Write out the material exactly. Do not include the pictures.

**Provided data**
-- Begin --
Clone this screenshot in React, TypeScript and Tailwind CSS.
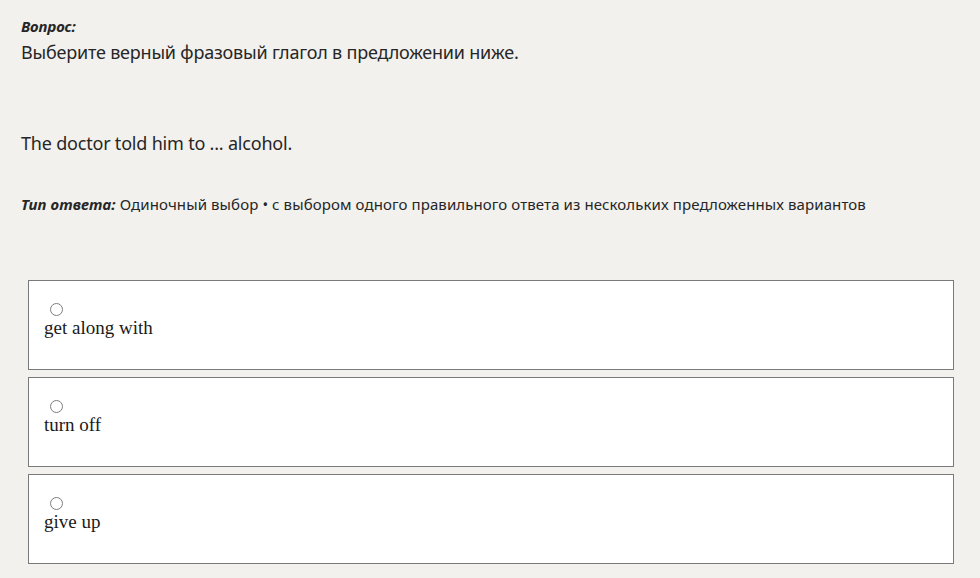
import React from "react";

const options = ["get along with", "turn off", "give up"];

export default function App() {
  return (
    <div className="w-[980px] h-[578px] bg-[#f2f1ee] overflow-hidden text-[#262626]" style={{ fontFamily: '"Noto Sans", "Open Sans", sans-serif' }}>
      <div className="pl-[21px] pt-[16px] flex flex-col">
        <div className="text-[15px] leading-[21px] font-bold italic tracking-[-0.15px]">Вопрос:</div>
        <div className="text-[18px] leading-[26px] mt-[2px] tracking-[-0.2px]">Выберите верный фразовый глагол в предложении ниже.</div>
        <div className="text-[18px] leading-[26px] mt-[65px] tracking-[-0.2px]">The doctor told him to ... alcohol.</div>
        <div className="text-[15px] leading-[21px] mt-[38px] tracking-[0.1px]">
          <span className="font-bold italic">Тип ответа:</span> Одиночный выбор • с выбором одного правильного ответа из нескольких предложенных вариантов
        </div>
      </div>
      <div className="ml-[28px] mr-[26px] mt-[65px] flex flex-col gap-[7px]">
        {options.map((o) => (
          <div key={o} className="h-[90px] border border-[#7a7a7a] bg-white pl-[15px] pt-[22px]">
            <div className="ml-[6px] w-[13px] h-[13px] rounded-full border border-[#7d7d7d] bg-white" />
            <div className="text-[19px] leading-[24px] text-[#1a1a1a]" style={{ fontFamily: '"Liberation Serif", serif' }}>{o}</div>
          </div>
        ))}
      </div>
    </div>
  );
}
-- End --
**Result**
Clone this screenshot in React, TypeScript and Tailwind CSS.
import React from "react";

const options = ["get along with", "turn off", "give up"];

export default function App() {
  return (
    <div className="w-[980px] h-[578px] bg-[#f2f1ee] overflow-hidden text-[#262626]" style={{ fontFamily: '"Noto Sans", "Open Sans", sans-serif' }}>
      <div className="pl-[21px] pt-[16px] flex flex-col">
        <div className="text-[15px] leading-[21px] font-bold italic tracking-[-0.15px]">Вопрос:</div>
        <div className="text-[18px] leading-[26px] mt-[2px] tracking-[-0.2px]">Выберите верный фразовый глагол в предложении ниже.</div>
        <div className="text-[18px] leading-[26px] mt-[65px] tracking-[-0.2px]">The doctor told him to ... alcohol.</div>
        <div className="text-[15px] leading-[21px] mt-[38px] tracking-[0.1px]">
          <span className="font-bold italic">Тип ответа:</span> Одиночный выбор • с выбором одного правильного ответа из нескольких предложенных вариантов
        </div>
      </div>
      <div className="ml-[28px] mr-[26px] mt-[65px] flex flex-col gap-[7px]">
        {options.map((o) => (
          <div key={o} className="h-[90px] border border-[#7a7a7a] bg-white pl-[15px] pt-[22px]">
            <div className="ml-[6px] w-[13px] h-[13px] rounded-full border border-[#7d7d7d] bg-white" />
            <div className="text-[19px] leading-[24px] text-[#1a1a1a]" style={{ fontFamily: '"Liberation Serif", serif' }}>{o}</div>
          </div>
        ))}
      </div>
    </div>
  );
}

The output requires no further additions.